Absence of conflict of interest.

Citation

Bennett, B., Erel, I., Stern, L., & Wang, Z. (2019). Feminist firms. Ohio State University, Fisher College of Business Research Paper Series.

Highlights

  • The study's objective was to examine the impact of state Paid Family Leave laws on employee turnover. 

  • The study conducted a difference-in-difference analysis. The study used firm-level data from Compustat, a database with financial and accounting information on companies. The authors compared employee turnover outcomes of firms in states who had implemented Paid Family Leave laws to firms in states who did not through statistical analysis. 

  • The study found a positive statistically significant relationship between Paid Family Leave laws and reduced employee turnover.   

  • The quality of causal evidence presented in this report is low because the authors did not ensure that the groups being compared were similar before the intervention or include sufficient control variables to account for the characteristics of each firm. This means we are not confident that the estimated effects are attributable to Paid Family Leave; other factors are likely to have contributed.  

Intervention Examined

State Paid Family Leave (PFL) Laws

Features of the Intervention

State Paid Family Leave (PFL) laws require firms to provide paid leave for certain medical or family events to employees who work in the state. PFL laws that provide between four and twelve weeks of paid leave were enacted in California, Massachusetts, New Jersey, New York, Rhode Island, Washington and the District of Columbia between 2002 and 2018. As of the study date, PFL was in effect in only four of the states (CA, NJ, RI, and NY).

Features of the Study

The study conducted a difference-in-difference analysis. The study used firm-level financial and accounting data from 74,191 firms on employee turnover from 2004-2018. The statistical analysis compared firms headquartered in states that implemented PFL in that time frame (the intervention group) to firms headquartered in states that had not yet adopted PFL (the comparison group).  

Findings

Employment

  • The study found a positive statistically significant relationship between Paid Family Leave laws and reduced employee turnover.   
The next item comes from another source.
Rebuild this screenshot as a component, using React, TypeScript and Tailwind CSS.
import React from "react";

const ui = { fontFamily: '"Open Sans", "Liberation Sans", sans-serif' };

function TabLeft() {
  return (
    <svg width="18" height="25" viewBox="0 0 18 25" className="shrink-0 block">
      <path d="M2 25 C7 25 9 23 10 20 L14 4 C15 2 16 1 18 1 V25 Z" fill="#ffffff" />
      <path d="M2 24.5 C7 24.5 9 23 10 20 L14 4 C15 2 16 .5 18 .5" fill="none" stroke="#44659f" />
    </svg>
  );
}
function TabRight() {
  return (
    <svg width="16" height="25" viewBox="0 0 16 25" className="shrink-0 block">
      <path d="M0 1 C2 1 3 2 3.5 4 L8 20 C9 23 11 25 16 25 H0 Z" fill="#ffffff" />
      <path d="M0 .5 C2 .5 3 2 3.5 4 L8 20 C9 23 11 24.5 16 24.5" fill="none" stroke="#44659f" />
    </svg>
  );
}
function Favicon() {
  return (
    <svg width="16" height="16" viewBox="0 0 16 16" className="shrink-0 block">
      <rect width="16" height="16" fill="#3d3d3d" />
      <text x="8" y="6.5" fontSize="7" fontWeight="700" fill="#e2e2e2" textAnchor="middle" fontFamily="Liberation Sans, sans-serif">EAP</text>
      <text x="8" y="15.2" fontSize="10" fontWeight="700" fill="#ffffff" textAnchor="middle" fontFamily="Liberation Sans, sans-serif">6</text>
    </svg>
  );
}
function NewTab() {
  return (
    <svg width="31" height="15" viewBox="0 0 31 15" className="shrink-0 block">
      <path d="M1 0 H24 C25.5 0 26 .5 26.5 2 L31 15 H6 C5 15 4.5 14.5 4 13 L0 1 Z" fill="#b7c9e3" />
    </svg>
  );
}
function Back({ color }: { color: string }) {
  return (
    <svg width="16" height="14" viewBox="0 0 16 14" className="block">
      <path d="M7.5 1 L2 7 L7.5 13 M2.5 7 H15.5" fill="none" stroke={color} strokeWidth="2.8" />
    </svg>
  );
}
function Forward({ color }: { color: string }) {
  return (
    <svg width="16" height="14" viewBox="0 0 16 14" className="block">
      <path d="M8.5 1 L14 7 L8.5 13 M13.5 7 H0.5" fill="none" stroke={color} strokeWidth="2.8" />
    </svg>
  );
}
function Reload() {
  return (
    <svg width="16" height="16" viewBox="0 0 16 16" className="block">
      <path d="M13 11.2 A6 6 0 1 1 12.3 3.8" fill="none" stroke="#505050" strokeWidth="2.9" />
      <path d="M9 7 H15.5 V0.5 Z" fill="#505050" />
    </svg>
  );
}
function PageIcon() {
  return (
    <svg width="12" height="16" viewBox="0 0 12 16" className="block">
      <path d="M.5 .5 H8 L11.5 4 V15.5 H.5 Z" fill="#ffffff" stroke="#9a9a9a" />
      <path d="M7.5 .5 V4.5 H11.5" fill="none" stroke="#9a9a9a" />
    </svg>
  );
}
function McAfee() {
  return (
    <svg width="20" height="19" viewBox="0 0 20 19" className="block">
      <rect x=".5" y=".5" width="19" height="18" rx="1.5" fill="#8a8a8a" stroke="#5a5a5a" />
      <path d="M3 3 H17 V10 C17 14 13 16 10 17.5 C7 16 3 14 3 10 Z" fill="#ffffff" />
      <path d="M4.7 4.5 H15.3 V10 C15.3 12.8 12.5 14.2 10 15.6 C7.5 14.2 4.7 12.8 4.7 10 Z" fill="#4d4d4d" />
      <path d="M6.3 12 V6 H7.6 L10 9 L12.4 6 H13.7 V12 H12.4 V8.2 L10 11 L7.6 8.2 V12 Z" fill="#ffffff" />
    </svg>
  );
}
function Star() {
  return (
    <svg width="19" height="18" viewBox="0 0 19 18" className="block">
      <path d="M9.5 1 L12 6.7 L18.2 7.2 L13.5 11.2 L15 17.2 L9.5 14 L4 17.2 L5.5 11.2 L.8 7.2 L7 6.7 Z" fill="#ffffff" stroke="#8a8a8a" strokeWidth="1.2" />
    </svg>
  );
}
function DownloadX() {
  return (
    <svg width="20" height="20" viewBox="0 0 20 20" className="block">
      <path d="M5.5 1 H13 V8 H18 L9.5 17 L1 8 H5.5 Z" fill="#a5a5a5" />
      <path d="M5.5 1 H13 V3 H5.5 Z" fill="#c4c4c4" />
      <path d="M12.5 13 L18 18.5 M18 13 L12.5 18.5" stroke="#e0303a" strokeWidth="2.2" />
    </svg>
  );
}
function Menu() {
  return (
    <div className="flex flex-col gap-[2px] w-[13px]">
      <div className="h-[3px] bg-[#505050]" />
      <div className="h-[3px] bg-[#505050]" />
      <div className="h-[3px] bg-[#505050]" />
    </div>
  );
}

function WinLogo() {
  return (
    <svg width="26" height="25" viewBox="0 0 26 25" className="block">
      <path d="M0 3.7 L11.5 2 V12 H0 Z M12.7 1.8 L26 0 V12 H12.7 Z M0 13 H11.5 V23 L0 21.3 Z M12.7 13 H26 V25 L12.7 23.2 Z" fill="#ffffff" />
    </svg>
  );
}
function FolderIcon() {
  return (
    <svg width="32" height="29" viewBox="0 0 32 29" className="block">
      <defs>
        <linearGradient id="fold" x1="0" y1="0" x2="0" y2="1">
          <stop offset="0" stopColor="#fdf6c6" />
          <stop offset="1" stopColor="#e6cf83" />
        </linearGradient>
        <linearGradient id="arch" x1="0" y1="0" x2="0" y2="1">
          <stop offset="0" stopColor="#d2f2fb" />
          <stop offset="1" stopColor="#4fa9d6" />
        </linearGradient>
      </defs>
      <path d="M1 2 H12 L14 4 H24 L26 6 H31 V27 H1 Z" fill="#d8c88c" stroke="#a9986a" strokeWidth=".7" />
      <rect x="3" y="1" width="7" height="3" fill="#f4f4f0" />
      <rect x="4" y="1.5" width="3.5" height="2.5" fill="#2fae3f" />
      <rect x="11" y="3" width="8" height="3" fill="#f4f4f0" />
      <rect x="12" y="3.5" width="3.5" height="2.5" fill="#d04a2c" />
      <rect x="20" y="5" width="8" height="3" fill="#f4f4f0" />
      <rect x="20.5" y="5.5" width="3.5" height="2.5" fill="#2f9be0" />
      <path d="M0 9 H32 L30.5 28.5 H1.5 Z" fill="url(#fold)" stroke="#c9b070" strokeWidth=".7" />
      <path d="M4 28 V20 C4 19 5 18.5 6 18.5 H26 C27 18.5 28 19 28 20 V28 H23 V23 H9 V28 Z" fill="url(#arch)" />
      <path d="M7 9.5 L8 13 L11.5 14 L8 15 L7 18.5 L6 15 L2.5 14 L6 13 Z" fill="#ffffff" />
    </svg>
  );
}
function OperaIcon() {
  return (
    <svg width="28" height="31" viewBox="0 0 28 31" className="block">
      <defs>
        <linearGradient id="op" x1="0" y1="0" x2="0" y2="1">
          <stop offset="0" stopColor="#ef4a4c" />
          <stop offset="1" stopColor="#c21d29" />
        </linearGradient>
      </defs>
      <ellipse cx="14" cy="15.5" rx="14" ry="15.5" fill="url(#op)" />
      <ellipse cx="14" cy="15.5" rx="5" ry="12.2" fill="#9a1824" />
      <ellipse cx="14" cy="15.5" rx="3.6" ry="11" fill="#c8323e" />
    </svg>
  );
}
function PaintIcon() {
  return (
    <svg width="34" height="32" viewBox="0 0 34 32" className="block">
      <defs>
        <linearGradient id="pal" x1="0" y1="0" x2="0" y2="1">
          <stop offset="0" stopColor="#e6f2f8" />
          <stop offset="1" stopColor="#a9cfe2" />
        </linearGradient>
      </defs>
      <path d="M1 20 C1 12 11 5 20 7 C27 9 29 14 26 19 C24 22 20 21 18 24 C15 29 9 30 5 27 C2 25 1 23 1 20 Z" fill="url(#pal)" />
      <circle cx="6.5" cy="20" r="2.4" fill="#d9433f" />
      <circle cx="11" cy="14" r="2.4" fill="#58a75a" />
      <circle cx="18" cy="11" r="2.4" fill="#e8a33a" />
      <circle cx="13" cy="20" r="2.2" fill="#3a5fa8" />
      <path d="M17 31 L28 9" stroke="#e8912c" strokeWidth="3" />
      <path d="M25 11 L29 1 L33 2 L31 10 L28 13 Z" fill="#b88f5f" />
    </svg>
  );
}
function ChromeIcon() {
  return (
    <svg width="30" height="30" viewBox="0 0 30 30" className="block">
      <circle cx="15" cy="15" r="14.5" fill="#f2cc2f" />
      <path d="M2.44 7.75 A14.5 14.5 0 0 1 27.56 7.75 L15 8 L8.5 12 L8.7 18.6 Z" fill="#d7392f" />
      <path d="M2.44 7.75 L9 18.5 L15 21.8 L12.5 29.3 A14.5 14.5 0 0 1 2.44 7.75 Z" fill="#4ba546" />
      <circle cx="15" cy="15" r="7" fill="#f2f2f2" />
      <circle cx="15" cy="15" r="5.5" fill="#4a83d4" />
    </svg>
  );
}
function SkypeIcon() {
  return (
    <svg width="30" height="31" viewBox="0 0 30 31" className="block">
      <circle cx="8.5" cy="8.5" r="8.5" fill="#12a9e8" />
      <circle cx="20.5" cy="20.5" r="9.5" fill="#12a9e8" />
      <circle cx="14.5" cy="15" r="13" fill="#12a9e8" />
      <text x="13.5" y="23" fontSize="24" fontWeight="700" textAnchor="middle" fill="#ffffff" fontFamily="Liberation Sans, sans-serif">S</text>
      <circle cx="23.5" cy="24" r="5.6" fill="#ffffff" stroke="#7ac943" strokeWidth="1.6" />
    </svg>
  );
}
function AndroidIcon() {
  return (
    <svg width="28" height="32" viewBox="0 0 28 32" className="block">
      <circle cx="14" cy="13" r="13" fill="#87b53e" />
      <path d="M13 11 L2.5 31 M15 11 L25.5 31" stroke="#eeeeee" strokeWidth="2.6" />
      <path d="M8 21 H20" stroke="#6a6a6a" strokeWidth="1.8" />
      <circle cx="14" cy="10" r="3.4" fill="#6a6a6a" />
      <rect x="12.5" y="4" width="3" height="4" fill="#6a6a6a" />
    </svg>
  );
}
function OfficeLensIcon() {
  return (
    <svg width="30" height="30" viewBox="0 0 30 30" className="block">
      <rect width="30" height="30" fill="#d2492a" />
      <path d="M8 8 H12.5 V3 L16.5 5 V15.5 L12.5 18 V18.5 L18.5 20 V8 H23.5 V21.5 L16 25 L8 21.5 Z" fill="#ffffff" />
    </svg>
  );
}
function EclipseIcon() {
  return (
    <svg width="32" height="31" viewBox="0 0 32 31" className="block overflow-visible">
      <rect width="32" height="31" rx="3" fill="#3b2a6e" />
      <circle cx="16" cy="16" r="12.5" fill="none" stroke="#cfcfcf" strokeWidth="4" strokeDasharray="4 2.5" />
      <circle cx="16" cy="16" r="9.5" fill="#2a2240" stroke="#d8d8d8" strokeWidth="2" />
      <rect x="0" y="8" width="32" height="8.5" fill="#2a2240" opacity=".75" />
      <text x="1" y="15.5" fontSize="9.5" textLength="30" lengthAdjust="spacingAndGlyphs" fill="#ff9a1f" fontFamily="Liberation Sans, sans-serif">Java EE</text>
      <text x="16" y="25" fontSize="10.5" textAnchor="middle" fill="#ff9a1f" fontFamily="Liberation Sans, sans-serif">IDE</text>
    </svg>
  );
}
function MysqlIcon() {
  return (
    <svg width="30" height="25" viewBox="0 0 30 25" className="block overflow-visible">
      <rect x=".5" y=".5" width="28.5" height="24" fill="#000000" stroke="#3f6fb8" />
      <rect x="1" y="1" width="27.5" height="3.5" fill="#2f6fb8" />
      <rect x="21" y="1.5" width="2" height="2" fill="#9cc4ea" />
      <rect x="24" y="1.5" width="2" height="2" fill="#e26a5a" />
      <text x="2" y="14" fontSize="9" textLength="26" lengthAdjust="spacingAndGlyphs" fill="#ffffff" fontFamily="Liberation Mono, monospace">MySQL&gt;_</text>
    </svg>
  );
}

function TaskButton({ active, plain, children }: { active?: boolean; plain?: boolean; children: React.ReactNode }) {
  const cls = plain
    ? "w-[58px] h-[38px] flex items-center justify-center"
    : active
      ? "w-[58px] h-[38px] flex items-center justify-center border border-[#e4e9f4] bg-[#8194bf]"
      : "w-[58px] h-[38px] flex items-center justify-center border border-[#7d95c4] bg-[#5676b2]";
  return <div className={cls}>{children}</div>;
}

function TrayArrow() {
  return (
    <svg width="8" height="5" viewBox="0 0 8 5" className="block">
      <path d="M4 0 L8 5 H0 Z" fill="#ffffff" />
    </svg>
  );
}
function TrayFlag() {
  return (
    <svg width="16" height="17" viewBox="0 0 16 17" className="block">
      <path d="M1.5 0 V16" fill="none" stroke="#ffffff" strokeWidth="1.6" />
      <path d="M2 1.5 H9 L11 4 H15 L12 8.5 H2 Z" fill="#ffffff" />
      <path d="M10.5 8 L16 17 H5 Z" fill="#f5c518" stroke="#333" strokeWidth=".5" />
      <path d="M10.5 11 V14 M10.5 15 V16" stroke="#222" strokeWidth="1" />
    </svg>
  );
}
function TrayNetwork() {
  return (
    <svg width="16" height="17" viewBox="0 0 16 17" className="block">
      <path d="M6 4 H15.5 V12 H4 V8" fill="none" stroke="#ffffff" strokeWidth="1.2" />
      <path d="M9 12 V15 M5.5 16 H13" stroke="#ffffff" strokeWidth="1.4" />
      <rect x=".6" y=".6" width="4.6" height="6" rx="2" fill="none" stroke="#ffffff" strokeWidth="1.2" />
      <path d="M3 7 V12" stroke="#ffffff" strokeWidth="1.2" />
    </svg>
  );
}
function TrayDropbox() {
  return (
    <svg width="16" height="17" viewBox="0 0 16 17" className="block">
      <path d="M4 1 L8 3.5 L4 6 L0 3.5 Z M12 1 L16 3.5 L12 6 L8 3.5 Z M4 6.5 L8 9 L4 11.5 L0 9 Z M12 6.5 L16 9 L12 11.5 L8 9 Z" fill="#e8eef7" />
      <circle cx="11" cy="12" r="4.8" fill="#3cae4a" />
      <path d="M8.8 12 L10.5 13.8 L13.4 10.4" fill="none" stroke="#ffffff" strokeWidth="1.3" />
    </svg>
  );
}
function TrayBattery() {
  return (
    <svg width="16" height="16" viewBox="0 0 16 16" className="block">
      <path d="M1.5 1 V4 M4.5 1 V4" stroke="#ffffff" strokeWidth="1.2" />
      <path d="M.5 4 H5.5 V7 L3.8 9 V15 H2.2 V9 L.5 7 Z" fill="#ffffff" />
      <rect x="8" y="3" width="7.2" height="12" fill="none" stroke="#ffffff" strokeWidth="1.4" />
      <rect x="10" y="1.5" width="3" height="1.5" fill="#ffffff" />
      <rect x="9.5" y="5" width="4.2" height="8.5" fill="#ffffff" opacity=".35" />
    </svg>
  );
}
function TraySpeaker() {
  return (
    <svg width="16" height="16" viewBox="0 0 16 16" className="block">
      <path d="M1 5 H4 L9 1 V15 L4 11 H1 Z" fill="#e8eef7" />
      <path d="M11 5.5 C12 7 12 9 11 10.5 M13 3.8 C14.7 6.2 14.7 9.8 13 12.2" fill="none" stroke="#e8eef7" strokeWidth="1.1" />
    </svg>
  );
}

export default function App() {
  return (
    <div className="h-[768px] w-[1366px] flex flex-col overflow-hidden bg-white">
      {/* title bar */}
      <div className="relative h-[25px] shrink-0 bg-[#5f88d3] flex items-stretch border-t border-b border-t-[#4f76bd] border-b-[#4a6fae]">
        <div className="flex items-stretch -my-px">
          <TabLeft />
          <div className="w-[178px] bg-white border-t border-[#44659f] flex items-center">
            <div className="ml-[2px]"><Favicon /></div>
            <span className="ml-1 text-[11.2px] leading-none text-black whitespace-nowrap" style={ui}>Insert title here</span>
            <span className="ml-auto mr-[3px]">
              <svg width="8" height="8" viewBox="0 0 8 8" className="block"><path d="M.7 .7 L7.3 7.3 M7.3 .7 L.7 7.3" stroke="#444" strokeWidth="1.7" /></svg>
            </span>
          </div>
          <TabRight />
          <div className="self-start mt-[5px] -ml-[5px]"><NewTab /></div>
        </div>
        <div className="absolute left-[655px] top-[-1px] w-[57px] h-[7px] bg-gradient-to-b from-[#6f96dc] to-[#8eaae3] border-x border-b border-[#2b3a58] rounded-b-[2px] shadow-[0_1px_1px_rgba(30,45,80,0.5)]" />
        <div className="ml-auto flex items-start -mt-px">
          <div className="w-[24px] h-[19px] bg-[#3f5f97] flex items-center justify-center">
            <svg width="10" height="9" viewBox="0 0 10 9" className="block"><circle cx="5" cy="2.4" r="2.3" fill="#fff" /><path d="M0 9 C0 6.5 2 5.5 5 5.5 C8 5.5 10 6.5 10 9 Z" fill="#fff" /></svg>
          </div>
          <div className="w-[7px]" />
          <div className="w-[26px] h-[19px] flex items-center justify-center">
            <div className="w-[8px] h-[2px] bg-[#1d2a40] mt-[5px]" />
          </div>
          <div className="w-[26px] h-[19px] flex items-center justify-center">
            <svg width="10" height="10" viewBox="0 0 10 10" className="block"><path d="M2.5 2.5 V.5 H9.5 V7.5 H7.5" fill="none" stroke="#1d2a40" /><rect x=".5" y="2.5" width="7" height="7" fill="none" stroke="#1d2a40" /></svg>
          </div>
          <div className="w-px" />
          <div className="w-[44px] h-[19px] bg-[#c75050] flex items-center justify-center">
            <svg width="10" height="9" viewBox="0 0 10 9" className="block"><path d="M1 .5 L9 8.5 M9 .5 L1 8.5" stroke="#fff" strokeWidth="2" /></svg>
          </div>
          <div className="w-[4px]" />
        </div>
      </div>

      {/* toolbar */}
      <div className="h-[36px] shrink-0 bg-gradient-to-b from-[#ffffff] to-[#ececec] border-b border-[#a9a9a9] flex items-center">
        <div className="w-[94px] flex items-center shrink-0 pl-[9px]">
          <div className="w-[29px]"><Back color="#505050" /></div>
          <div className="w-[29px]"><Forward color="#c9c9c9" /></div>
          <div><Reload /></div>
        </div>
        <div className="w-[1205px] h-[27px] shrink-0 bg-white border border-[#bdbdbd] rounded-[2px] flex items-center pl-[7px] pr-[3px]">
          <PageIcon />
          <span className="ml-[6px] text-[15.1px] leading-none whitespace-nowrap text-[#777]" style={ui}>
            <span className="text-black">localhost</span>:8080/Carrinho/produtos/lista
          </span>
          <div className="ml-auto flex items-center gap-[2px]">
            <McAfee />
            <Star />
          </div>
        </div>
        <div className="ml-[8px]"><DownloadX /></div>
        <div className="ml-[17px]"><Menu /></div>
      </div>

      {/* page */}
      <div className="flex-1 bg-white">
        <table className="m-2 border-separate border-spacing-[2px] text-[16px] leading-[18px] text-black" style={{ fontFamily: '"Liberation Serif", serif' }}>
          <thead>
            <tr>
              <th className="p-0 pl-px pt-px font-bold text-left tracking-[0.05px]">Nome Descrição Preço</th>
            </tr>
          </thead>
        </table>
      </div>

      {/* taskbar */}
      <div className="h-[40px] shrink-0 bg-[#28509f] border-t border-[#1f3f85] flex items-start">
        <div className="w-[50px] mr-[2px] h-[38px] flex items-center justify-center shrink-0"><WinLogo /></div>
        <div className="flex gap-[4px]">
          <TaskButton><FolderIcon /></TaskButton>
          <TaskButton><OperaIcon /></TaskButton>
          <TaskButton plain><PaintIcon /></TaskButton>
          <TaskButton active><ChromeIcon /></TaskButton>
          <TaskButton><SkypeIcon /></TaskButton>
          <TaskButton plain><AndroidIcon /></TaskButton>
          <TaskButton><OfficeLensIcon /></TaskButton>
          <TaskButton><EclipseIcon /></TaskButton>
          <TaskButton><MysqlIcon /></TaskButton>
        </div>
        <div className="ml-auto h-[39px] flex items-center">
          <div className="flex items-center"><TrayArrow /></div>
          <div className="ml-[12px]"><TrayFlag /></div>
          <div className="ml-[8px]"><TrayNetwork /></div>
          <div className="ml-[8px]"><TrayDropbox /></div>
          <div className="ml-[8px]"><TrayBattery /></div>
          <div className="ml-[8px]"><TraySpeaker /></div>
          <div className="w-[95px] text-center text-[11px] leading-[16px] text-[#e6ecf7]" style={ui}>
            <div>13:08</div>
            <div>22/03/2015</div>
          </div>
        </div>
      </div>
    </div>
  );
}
Considerations for Interpreting the Findings

The authors accounted for some preexisting differences between the groups before the intervention (e.g.- cash and debts). However, the authors did not specify if they accounted for other factors that could have affected the difference between the treatment and comparison firms such as firm size, firm sector, changes in group composition or a pre-intervention measure on the outcome of interest. These differences between the groups—and not Paid Family Leave laws—could explain the observed differences in outcomes. 

In addition, the definition of the outcome should be noted. Employee Turnover in this study refers to a financial calculation of the percent of stock options cancelled scaled by the total options outstanding. 

Causal Evidence Rating

The quality of causal evidence presented in this report is low because the authors did not ensure that the groups being compared were similar before the intervention or include sufficient control variables. This means we are not confident that the estimated effects are attributable to Paid Family Leave; other factors are likely to have contributed.